Sanford had resisted accepting stimulus funds for South Carolina from the American Recovery and Reinvestment Act of 2009, which he correctly saw as part of the process of bringing the states further under Federal control.


Matters became worse for Sanford when it was revealed the following month that he had visited and entertained his mistress, an Argentine commodities broker named María Belén Chapur, using public funds. As of this writing, Sanford is clinging to the governorship, but his hold appears to be tenuous.

Here’s the more interesting part. Earlier in 2009, Sanford had resisted accepting stimulus funds for South Carolina from the American Recovery and Reinvestment Act of 2009, which he correctly saw as part of the process of bringing the states further under Federal control. His resistance led to a lawsuit heard by the South Carolina Supreme Court, and the state was ultimately forced to accept the money.

The public humiliation of Mark Sanford following his fight against the U.S. Treasury Dept. and the Federal Reserve banks that control it is part of a clear and disturbing pattern:

Governors who speak out against member banks of the New York Federal Reserve and other major Wall Street institutions tend to be publicly humiliated and taken down through the discretionary leaking of compromising information.
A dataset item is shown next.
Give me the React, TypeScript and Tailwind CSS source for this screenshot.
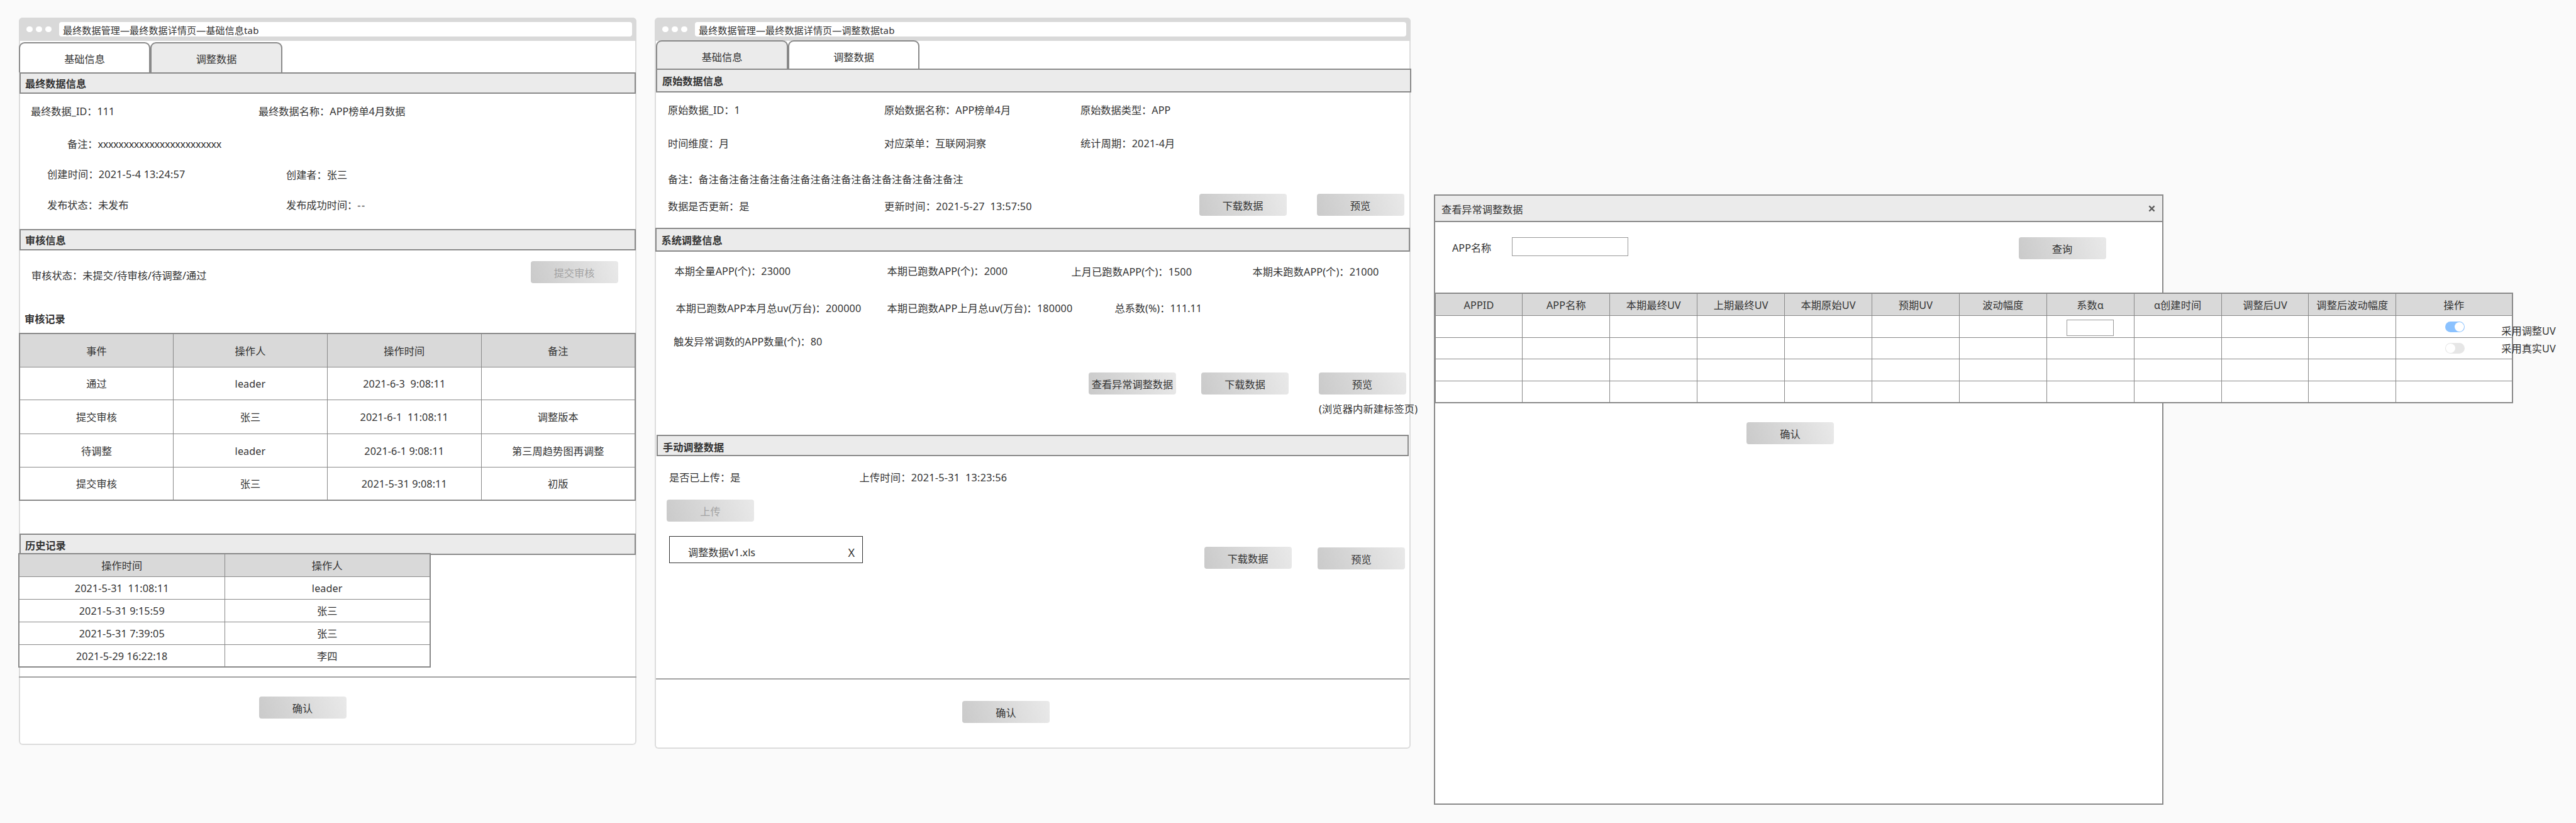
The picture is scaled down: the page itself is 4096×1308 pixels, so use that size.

Consider the case of former Gov. Eliot Spitzer of New York. Prior to serving as governor, he had been New York Attorney General, a role in which he made a name for himself by taking on organized crime and securities fraud. Among those he charged in lawsuits was Richard Grasso, former chairman of the New York Stock Exchange. Spitzer also campaigned against stock price inflation by investment houses, predatory practices by mortgage lenders, and mutual fund fraud. He continued to pursue his campaign against corrupt banking practices as governor.

In March 2008, the NewYork Times reported that Spitzer was a client of a prostitution ring then under investigation by the Federal government. Spitzer resigned two days later. Who leaked the information? The New York Times wasn’t saying. Could it have been retaliation for Spitzer’s campaign against Wall Street corruption?

Or consider the case of Rod Blagojevich, former governor of Illinois. He was nabbed by the Feds in December 2008 on a comprehensive catalog of charges, including wire fraud and solicitation of bribery. Many observers thought Blagojevich was simply carrying out business as usual and had simply had the misfortune of being caught.

The public was treated to the entertaining spectacle of politicians across the ideological spectrum—including” Blagojevich’s former allies and supporters—stumbling over one another to express their indignation and moral rectitude. Of course, none of them would do things like solicit bribes and accept kickbacks.

The day prior to his arrest, Blagojevich had declared that the State of Illinois would stop doing business with Bank of America, a member bank of the Federal Reserve. His action came in response to Bank of America’s cutting off a line of credit to a Chicago factory—an incident that had gained wide press coverage in the Chicago area and become a cause célèbre that Blagojevich would have been foolish to ignore.

Early on the morning of Dec. 8, 2008, the day following his declaration that Illinois would no longer deal with Bank of America, Blagojevich was taken away from his home in handcuffs by Federal agents. Interestingly, on the same morning but before the arrest had hit the news wires, Bloomberg.com quoted John Douglas, attorney for Bank of America and former general counsel for the Federal Deposit Insurance Corp., as describing Blagojevich’s declaration against Bank of America as “dangerous.”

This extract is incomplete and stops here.